Even though the data is not usually processed by the data controller to provide information about an individual, if there is a reasonable chance that the data will be processed for that purpose, the data will be personal data.

That’s pretty general, no? In fact, going by that, an awful lot of things are now personal data. I really like the emphasis it puts on the outcome of the data use, not attempting to over-define things like form and structure.

I’d go as far to say we should probably throw away that big long document, and just run with this definition:

Personal data is information that affects you when it’s used. Either directly, or through being linked to other information using technologies that exist now, or may exist in the future.

Broad enough? ;)

(So my beloved photos: they’re personal data. I take them with a camera that has a unique number, held in metadata in the picture file. That provides a way to link all the pictures it takes together, and then, through the various accounts I put them in online, back to me. Think how many other trails you leave…)

But again, all we really have are firebreaks, and friction. There’s a sort of reverse entropy at work.

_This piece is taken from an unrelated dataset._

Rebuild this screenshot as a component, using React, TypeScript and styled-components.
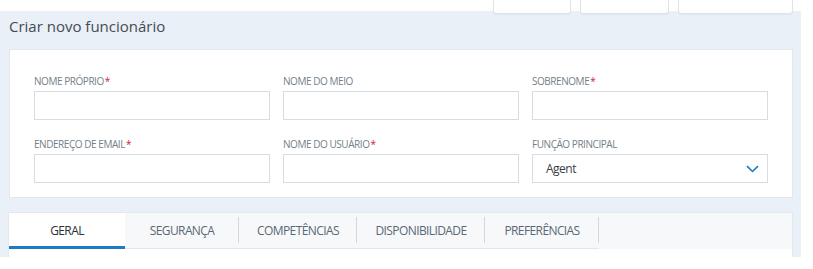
import React from "react";
import styled, { createGlobalStyle } from "styled-components";

const GlobalStyle = createGlobalStyle`
  html, body { margin: 0; padding: 0; background: #ffffff; }
  body { font-family: "Open Sans", "Noto Sans", Arial, sans-serif; }
  * { box-sizing: border-box; }
`;

const Page = styled.div`
  width: 813px;
  height: 269px;
  background: #ffffff;
  overflow: hidden;
`;

const Panel = styled.div`
  width: 801px;
  height: 246px;
  margin-top: 11px;
  background: #e9f0f7;
  padding: 0 8px 0 9px;
  display: flex;
  flex-direction: column;
`;

const Toolbar = styled.div`
  display: flex;
  justify-content: flex-end;
  gap: 9px;
  height: 14px;
  margin-top: -11px;
`;

const TopButton = styled.div<{ $w: number }>`
  width: ${(p) => p.$w}px;
  height: 14px;
  background: #ffffff;
  border: 1px solid #dfe4e9;
  border-top: none;
  border-radius: 0 0 3px 3px;
  box-shadow: 0 1px 1px rgba(0, 0, 0, 0.04);
`;

const Title = styled.h1`
  margin: 0;
  padding: 2px 0 13px;
  font-size: 15px;
  line-height: 20px;
  font-weight: 400;
  color: #454b51;
  letter-spacing: 0;
`;

const Card = styled.div`
  background: #ffffff;
  border: 1px solid #e3e8ee;
  padding: 24px 24px 14px;
`;

const FormGrid = styled.div`
  display: grid;
  grid-template-columns: repeat(3, 1fr);
  column-gap: 13px;
  row-gap: 17px;
`;

const Field = styled.div`
  display: flex;
  flex-direction: column;
`;

const Label = styled.label`
  font-size: 10px;
  line-height: 14px;
  margin-bottom: 3px;
  color: #737f8a;
  letter-spacing: -0.45px;
  text-transform: uppercase;
  white-space: nowrap;
`;

const Req = styled.span`
  color: #d7182a;
  margin-left: 1px;
`;

const Input = styled.div`
  height: 29px;
  background: #ffffff;
  border: 1px solid #d7dce1;
`;

const Select = styled(Input)`
  display: flex;
  align-items: center;
  justify-content: space-between;
  padding: 0 8px 0 13px;
  font-size: 12px;
  letter-spacing: -0.5px;
  color: #3a4046;
`;

const TabsCard = styled.div`
  margin-top: 14px;
  margin-left: -1px;
  flex: 1;
  background: #ffffff;
  border: 1px solid #e3e8ee;
  border-bottom: none;
`;

const TabBar = styled.div`
  display: flex;
  height: 36px;
  background: #f6f8fa;
`;

const Tab = styled.div<{ $w: number; $active?: boolean; $sep?: boolean }>`
  position: relative;
  width: ${(p) => p.$w}px;
  height: 36px;
  display: flex;
  align-items: center;
  justify-content: center;
  padding-top: ${(p) => (p.$active ? 2 : 0)}px;
  font-size: 12px;
  letter-spacing: -0.6px;
  color: ${(p) => (p.$active ? "#2c3136" : "#5a6874")};
  background: ${(p) => (p.$active ? "#ffffff" : "transparent")};
  border-bottom: ${(p) => (p.$active ? "3px solid #1b7bc3" : "1px solid #e3e7eb")};
  white-space: nowrap;

  &::after {
    content: "";
    display: ${(p) => (p.$sep ? "block" : "none")};
    position: absolute;
    right: 0;
    top: 4px;
    bottom: 5px;
    width: 1px;
    background: #d3d8dd;
  }
`;

const Chevron = () => (
  <svg width="13" height="8" viewBox="0 0 13 8" fill="none">
    <path d="M1 1.2L6.5 6.5L12 1.2" stroke="#1b7bc3" strokeWidth="1.6" />
  </svg>
);

const fields = [
  { label: "Nome próprio", req: true },
  { label: "Nome do meio", req: false },
  { label: "Sobrenome", req: true },
  { label: "Endereço de email", req: true },
  { label: "Nome do usuário", req: true },
];

const tabs = [
  { name: "GERAL", w: 116, active: true },
  { name: "SEGURANÇA", w: 114 },
  { name: "COMPETÊNCIAS", w: 118 },
  { name: "DISPONIBILIDADE", w: 128 },
  { name: "PREFERÊNCIAS", w: 114 },
];

export default function App() {
  return (
    <>
      <GlobalStyle />
      <Page>
        <Panel>
          <Toolbar>
            <TopButton $w={78} />
            <TopButton $w={89} />
            <TopButton $w={115} />
          </Toolbar>
          <Title>Criar novo funcionário</Title>
          <Card>
            <FormGrid>
              {fields.map((f) => (
                <Field key={f.label}>
                  <Label>
                    {f.label}
                    {f.req && <Req>*</Req>}
                  </Label>
                  <Input />
                </Field>
              ))}
              <Field>
                <Label>Função principal</Label>
                <Select>
                  <span>Agent</span>
                  <Chevron />
                </Select>
              </Field>
            </FormGrid>
          </Card>
          <TabsCard>
            <TabBar>
              {tabs.map((t) => (
                <Tab key={t.name} $w={t.w} $active={t.active} $sep={!t.active}>
                  {t.name}
                </Tab>
              ))}
            </TabBar>
          </TabsCard>
        </Panel>
      </Page>
    </>
  );
}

Unlike almost every other instance of entropy–where things get more chaotic over time (china plates get broken, they never put themselves back together again)–personal information is, relentlessly, only going to get more linked. More aggregated. More pervasive. More permanent.

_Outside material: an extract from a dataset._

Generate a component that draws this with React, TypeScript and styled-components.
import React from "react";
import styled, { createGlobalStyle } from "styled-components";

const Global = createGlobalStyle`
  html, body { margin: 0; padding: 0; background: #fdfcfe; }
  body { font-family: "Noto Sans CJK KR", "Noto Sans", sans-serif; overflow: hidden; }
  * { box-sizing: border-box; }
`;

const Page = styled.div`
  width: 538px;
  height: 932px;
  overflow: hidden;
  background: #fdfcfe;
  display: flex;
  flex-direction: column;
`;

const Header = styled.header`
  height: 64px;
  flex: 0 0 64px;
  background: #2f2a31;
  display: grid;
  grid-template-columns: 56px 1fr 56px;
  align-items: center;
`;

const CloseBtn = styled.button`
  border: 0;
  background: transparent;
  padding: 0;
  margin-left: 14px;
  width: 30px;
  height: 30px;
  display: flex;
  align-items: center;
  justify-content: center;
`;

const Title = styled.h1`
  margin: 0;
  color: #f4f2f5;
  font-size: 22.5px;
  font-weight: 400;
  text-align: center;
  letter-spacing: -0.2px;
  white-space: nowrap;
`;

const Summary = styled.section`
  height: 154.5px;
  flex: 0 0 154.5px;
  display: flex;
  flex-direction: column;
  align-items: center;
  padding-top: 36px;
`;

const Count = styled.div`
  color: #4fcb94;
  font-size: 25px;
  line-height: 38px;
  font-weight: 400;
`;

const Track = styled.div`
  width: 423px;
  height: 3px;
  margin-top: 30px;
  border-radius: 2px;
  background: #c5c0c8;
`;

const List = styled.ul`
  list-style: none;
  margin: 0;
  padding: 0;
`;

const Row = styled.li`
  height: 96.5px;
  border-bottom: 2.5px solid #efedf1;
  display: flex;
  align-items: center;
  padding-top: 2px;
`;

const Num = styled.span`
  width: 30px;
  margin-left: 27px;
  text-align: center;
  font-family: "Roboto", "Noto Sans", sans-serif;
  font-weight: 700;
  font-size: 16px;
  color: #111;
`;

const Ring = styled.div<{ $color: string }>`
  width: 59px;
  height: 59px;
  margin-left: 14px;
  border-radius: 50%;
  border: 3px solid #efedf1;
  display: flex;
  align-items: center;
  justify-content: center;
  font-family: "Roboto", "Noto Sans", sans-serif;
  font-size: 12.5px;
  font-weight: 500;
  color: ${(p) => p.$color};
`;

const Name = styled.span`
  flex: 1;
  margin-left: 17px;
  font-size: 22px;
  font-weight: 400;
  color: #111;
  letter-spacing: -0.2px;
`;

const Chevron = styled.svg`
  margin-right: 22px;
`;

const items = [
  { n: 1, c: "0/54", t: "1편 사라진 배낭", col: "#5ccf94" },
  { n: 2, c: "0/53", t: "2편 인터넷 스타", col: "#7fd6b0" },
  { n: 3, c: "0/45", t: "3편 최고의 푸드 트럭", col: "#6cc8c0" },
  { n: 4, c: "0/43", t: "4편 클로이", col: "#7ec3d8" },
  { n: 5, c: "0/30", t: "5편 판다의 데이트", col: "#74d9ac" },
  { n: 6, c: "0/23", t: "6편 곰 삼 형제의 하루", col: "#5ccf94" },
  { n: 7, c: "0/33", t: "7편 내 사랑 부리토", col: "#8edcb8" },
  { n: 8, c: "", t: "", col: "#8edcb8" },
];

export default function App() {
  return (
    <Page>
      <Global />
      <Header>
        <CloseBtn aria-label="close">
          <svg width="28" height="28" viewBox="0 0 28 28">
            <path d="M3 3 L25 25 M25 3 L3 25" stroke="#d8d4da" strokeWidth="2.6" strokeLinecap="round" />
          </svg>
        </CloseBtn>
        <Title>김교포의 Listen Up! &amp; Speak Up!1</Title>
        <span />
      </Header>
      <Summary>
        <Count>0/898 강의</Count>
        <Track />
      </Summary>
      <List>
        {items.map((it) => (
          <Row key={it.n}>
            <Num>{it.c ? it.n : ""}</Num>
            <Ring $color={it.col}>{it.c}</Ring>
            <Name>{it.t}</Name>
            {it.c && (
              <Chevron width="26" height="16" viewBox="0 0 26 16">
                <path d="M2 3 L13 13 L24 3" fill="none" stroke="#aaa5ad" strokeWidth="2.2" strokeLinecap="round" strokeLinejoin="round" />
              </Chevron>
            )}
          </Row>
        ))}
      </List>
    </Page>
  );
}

(So, maybe I just invented The Law of Reverse Internet Entropy as well? Not bad going for one post…)

And if someone tells you that big blocks of personal data can be “de-anonymised”, be very sceptical indeed. (You can read some wise thoughts on the issues involved here and elsewhere on that blog.)

We can undertake some pretty noble fire-breaking: like ensuring the state doesn’t become the source of a global universal identifier for you. And we will certainly see more developments around multiple personas: compartments of your life associated with particular tasks, contexts, or connections. I think we’ll have to. (The concept of federated identity helps here, but that’s too much to go into for this post. Read more thoughts from the team working up these concepts for government.)

And we’ll adjust. Society has seen some pretty dramatic upheavals. Often associated with a new technology, or philosophy. If we adjust our societal norms faster than the upheaval, we don’t notice. If we’re slower to change, it’s painful. For a bit.

But we get through. We adapt. And we change. Always.